Of course, top of the list is the Newby line. My aim is to at least identify both of Walter’s parents and any siblings, to give me a base from which to work. The mysterious Thomas Henry Newby and Walter’s mother are the only 2x great grandparents I haven’t got now, so I’d like to at least complete the set before I do anything else.
In blogging terms, my next set of posts is about ‘turning detective’ – i.e. what we do when the evidence is hard to come by. Some of this is probably rather obvious, especially to the more experienced among you, but I hope there might be the odd useful tip in there. I also hope it will be an opportunity for me to learn from your thoughts on my ideas.
L x

Wednesday, 27 June 2012

Y is for Yorkshire

What else could Y be for, really? Yorkshire is my home county, but more importantly, it has also been home to many of my ancestors – on nearly every branch I’ve managed to find at least one Yorkshire resident!  It shouldn’t be that surprising. Yorkshire is the largest county in England (when all its parts or combined), and so I suppose there’s a good chance that everyone has the odd bit of Yorkshire in them!
The great thing about having Yorkshire ancestors is that there are loads of really useful records, and lots of them are online.
The not so great thing is that it can be utterly baffling trying to wade through so many possible records, particularly if you’re not familiar with the country. The strong Yorkshire streak in my mother’s family was what encouraged me to start with them: I was comfortable with the names and the places. I could spot which were the most likely families based on geography without having to resort to a map every five minutes.  One of the most useful resources for those without this knowledge is Genuki’s Where is it in Yorkshire? page.

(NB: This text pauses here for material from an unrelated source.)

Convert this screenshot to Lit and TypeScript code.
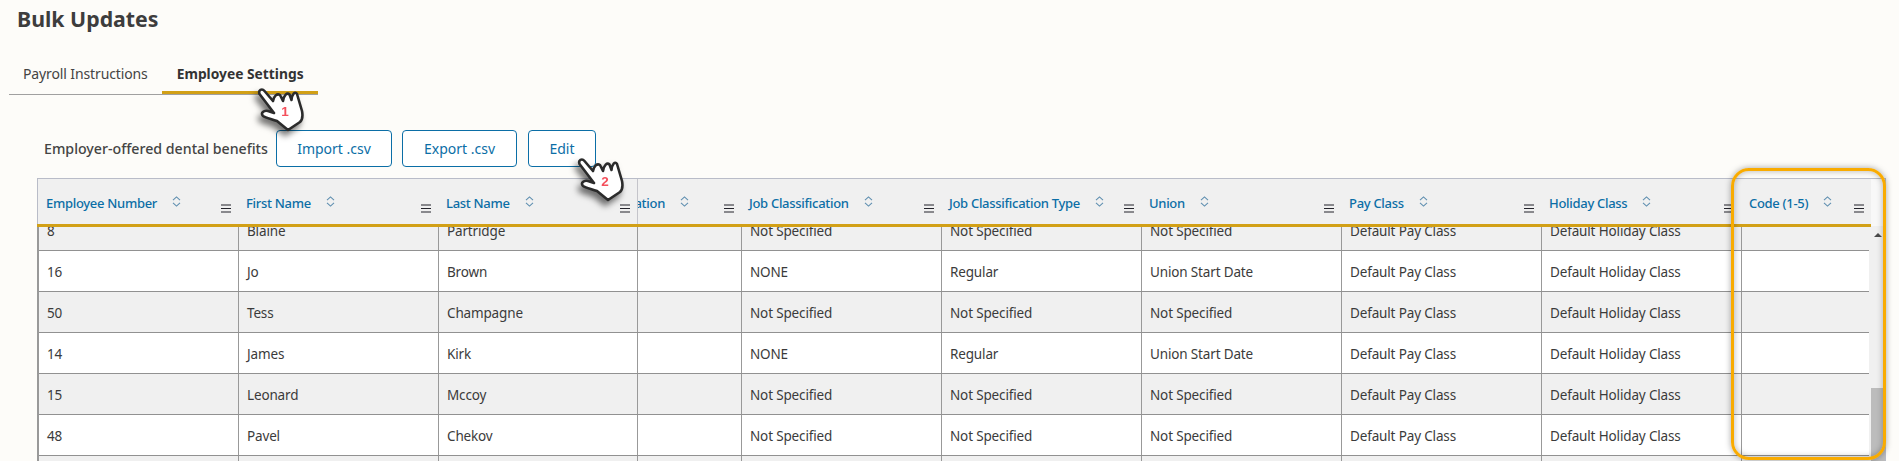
import { LitElement, html, css, svg } from "lit";
import { customElement } from "lit/decorators.js";

const WIDTHS = [199, 200, 199, 104, 200, 200, 200, 200, 200];
const HEAD = [
  "Employee Number", "First Name", "Last Name", "Employee Classification",
  "Job Classification", "Job Classification Type", "Union", "Pay Class", "Holiday Class", "Code (1-5)",
];
const A = ["Not Specified", "Not Specified", "Not Specified"];
const B = ["NONE", "Regular", "Union Start Date"];
const ROWS: string[][] = [
  ["8", "Blaine", "Partridge", ...A],
  ["16", "Jo", "Brown", ...B],
  ["50", "Tess", "Champagne", ...A],
  ["14", "James", "Kirk", ...B],
  ["15", "Leonard", "Mccoy", ...A],
  ["48", "Pavel", "Chekov", ...A],
  ["", "", "", "", "", ""],
];

const sortIcon = html`<svg class="sort" width="9" height="11" viewBox="0 0 9 11" fill="none" stroke="#5f8fb0" stroke-width="1.1">
  <path d="M1 4.2 4.5 .9 8 4.2M1 6.8 4.5 10.1 8 6.8" /></svg>`;
const menuIcon = html`<svg class="menu" width="10" height="9" viewBox="0 0 10 9" stroke="#23232b" stroke-width="1.2">
  <path d="M0 1h10M0 4.5h10M0 8h10" /></svg>`;

const hand = (n: string) => svg`<svg class="hand-svg" width="70" height="56" viewBox="0 0 70 56">
  <path d="M9.5 14C8 10 12 8 14.5 11L23 21C24 16 27 13 30 15L33 21C34 15 37 12 39.5 14.5L41.5 20C42 14 45 11 47 14L52 31C53 36 52 40 50 42L38 50L27 41C22 39 16 38 13 36C10 33 14 30 18 31L24 33Z"
    fill="#fff" stroke="#2b2b2b" stroke-width="2.6" stroke-linejoin="round" />
  <text x="35" y="36" text-anchor="middle" class="num">${n}</text></svg>`;

@customElement("app-root")
export class AppRoot extends LitElement {
  static styles = css`
    :host {
      display: block; position: relative; width: 1899px; height: 461px; overflow: hidden;
      background: #fdfcf9; font-family: "Noto Sans", "Open Sans", sans-serif; color: #3a3a3a;
    }
    h1 { margin: 0; padding: 5px 0 0 17px; font-size: 21.3px; line-height: 27px; font-weight: 700; color: #3d3d3d; }
    .tabs { display: flex; width: 309px; margin: 22px 0 0 9px; border-bottom: 1px solid #a0a0a0; }
    .tab { padding: 10px 14px 7px; font-size: 14px; line-height: 20px; border-bottom: 3px solid transparent; white-space: nowrap; color: #444; letter-spacing: -0.12px; }
    .tab.on { font-weight: 700; color: #333; border-bottom-color: #d2a016; padding-left: 15px; font-size: 13.8px; letter-spacing: 0; }
    .tools { display: flex; align-items: center; margin: 35px 0 0 44px; height: 37px; }
    .label { font-size: 14.2px; font-weight: 500; color: #444; width: 232px; white-space: nowrap; }
    .btn {
      box-sizing: border-box; height: 37px; border: 1.5px solid #0b6ea6; border-radius: 4px;
      background: #fff; color: #0b6ea6; font: 14px "Noto Sans", sans-serif; padding: 0; display: flex; align-items: center; justify-content: center;
    }
    .import { width: 116px; margin-right: 10px; }
    .export { width: 115px; margin-right: 11px; }
    .edit { width: 68px; }
    .table { display: flex; margin: 11px 0 0 37px; width: 1849px; height: 283px; border-top: 1px solid #b9bcc8; border-right: 1px solid #b9bcc8; box-sizing: border-box; }
    .main { width: 1834px; flex: none; display: flex; flex-direction: column; overflow: hidden; }
    .head { display: flex; flex: none; height: 44.5px; background: #f0f0f0; padding-left: 2px; border-bottom: 3px solid #d2a016; box-shadow: inset 1px 0 0 #b9bcc8; }
    .hc { display: flex; box-sizing: border-box; flex: none; padding: 0 7px 0 8px; position: relative; min-width: 0; }
    .hc:first-child { padding-left: 7px; }
    .hc.frozen-edge { border-left: 1px solid #c4c4ca; padding-left: 0; }
    .t { font-size: 13px; letter-spacing: -0.3px; font-weight: 500; color: #0b6ea6; line-height: 18px; white-space: nowrap; margin-top: 15px; }
    .clip { width: 27px; display: flex; justify-content: flex-end; overflow: hidden; flex: none; }
    .sort { margin: 17px 0 0 15px; flex: none; }
    .menu { margin: 25px 0 0 auto; flex: none; }
    .body { flex: 1; overflow: hidden; background: #f0f0f0; }
    .rows { margin-top: -17px; width: 1832px; border-left: 2px solid #999; box-sizing: border-box; }
    .row { display: flex; height: 41px; box-sizing: border-box; border-bottom: 1px solid #919191; background: #fff; }
    .row:nth-child(odd) { background: #f0f0f0; }
    .c { box-sizing: border-box; flex: none; border-left: 1px solid #999; padding: 3px 0 0 8px; font-size: 13.5px; letter-spacing: -0.15px; color: #3b3b3b; display: flex; align-items: center; white-space: nowrap; overflow: hidden; }
    .c:first-child { border-left: none; }
    .scroll { flex: 1; display: flex; flex-direction: column; }
    .scorner { height: 47px; flex: none; background: #f8f8f8; }
    .track { flex: 1; background: #f0f0f0; display: flex; flex-direction: column; align-items: center; }
    .up { margin-top: 7px; width: 0; height: 0; border-left: 4px solid transparent; border-right: 4px solid transparent; border-bottom: 4px solid #4a4a4a; }
    .thumb { margin-top: auto; height: 73px; width: 100%; background: #bcbcbc; }
    .highlight {
      position: absolute; left: 1731px; top: 168px; width: 155px; height: 292px; box-sizing: border-box;
      border: 3px solid #f9ab00; border-radius: 18px;
      box-shadow: 0 0 6px rgba(0,0,0,.35), inset 0 0 6px rgba(0,0,0,.3);
    }
    .hand { position: absolute; width: 70px; height: 56px; }
    .hand.h1 { left: 250px; top: 80px; }
    .hand.h2 { left: 570px; top: 150px; }
    .hand-svg { display: block; overflow: visible; filter: drop-shadow(-3px 5px 3px rgba(0,0,0,.55)); }
    .num { font: 700 13.5px "Liberation Sans", sans-serif; fill: #f4505c; }
  `;

  render() {
    return html`
      <h1>Bulk Updates</h1>
      <div class="tabs">
        <div class="tab">Payroll Instructions</div>
        <div class="tab on">Employee Settings</div>
      </div>
      <div class="tools">
        <span class="label">Employer-offered dental benefits</span>
        <button class="btn import">Import .csv</button>
        <button class="btn export">Export .csv</button>
        <button class="btn edit">Edit</button>
      </div>
      <div class="table">
        <div class="main">
          <div class="head">
            ${HEAD.map((h, i) => {
              const w = i < 9 ? WIDTHS[i] : 130;
              const clipped = i === 3;
              return html`<div class="hc ${clipped ? "frozen-edge" : ""}" style="width:${w}px">
                ${clipped
                  ? html`<div class="clip"><span class="t">${h}</span></div>`
                  : html`<span class="t">${h}</span>`}
                ${sortIcon}${menuIcon}
              </div>`;
            })}
          </div>
          <div class="body">
            <div class="rows">
              ${ROWS.map(
                (r) => html`<div class="row">
                  ${[r[0], r[1], r[2], "", r[3], r[4], r[5], r[0] === "" ? "" : "Default Pay Class", r[0] === "" ? "" : "Default Holiday Class", ""].map(
                    (t, i) => html`<div class="c" style="width:${i < 9 ? WIDTHS[i] : 128}px">${t}</div>`
                  )}
                </div>`
              )}
            </div>
          </div>
        </div>
        <div class="scroll">
          <div class="scorner"></div>
          <div class="track"><div class="up"></div><div class="thumb"></div></div>
        </div>
      </div>
      <div class="highlight"></div>
      <div class="hand h1">${hand("1")}</div>
      <div class="hand h2">${hand("2")}</div>
    `;
  }
}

This is absolutely invaluable for identifying the correct parish for your tiny Yorkshire place, and I also find it a very helpful list if you’re struggling with handwriting or transcription errors, as it’s pretty definitive.
Another possible complication for non-Yorkshire folk to get their heads around is the sub-division of the county, which has changed over time. Once upon a time Yorkshire was divided into three ‘ridings’. The term is essentially derived from ‘thirding’, meaning ‘a third part (of a county)’.  The three ridings were the North, West and East. 
However, modern Yorkshire was formed in 1974 from North Yorkshire, West Yorkshire and South Yorkshire, with the eastern part becoming Humberside.
South Yorkshire was formed mainly out of the southern part of the West Riding, as well as parts of Derbyshire and Nottinghamshire.
Humberside took in parts of the former East and West Ridings as well as places previously in Lincolnshire. However, after the abolishment of Humberside in 1996 a new local government district called the East Riding of Yorkshire was created. This includes most but not all of the old East Riding.
Other parts of the former West Riding became part of North Yorkshire, Lancashire and even Cumbria, leaving West Yorkshire now a much smaller area than the old West Riding, while the North Riding lost some of its territory to County Durham and Cleveland in the north.
Effectively, it is only the last six years that one can accurately refer to North, South East (riding of) and West Yorkshire! There is a useful map roughly showing how the old and new boundaries compare here.
What is so wonderful about Yorkshire as a country is the variety you can get in such a (relatively) small area. You have vast hills and moorland, particularly to the north and west, while in the south and east the landscape is generally gentler, stunning coastline which is made up of both rugged cliffs and sandy beaches, and you have vibrant metropolitan cities like Leeds contrasting with beautiful historic towns like York and the spa town of Harrogate.
Yorkshire was also historically home to a vast variety of industry and commerce. Agriculture dominated the rural north, while to the west there were coalfields but also centres for trade in textiles of all kinds. Fishing, unsurprisingly, dominated the coastal region, and Sheffield in the south was renowned for the steel industry. Much of the confectionery industry also developed here, and one West Yorkshire area was known as the Rhubarb Triangle! Of course, it is this variety that led to its attracting people from all over the country – my ancestors moved from South Wales to Yorkshire for the mines and from Lincolnshire to the steel trade in Sheffield, as well as to work on the railway, which of course was tied in with this explosion of industrial activity.
I could write on and on about the history, dialect and culture of Yorkshire, and I have already touched on it in a few other posts (ive given them all a Yorkshire label, so click on Yorkshire at the bottom to find out more).  If you do want to read a bit of general background, I would recommend the Wikipedia page, which gives a good overview. As you can probably tell, I’m really quite passionate about my home county! I think it’s impossible to come from Yorkshire and not be though – it’s testament to the character of both people and place that Yorkshire as a whole continues to be recognised despite all the divisions and name changes that have taken place in its history, and despite the vast differences in the landscapes and economies.
L x

Tuesday, 26 June 2012

X is for illiteracy

Unsurprisingly, there are no surnames beginning with X in my tree! However, I came up with an ingenious solution: X is for illiteracy.
I can only imagine that pretty much every genealogist out there has come across the obligatory X in a parish record or on a certificate, often followed by ‘his mark’ or ‘her mark’. So I decided to do a little research on the history of illiteracy.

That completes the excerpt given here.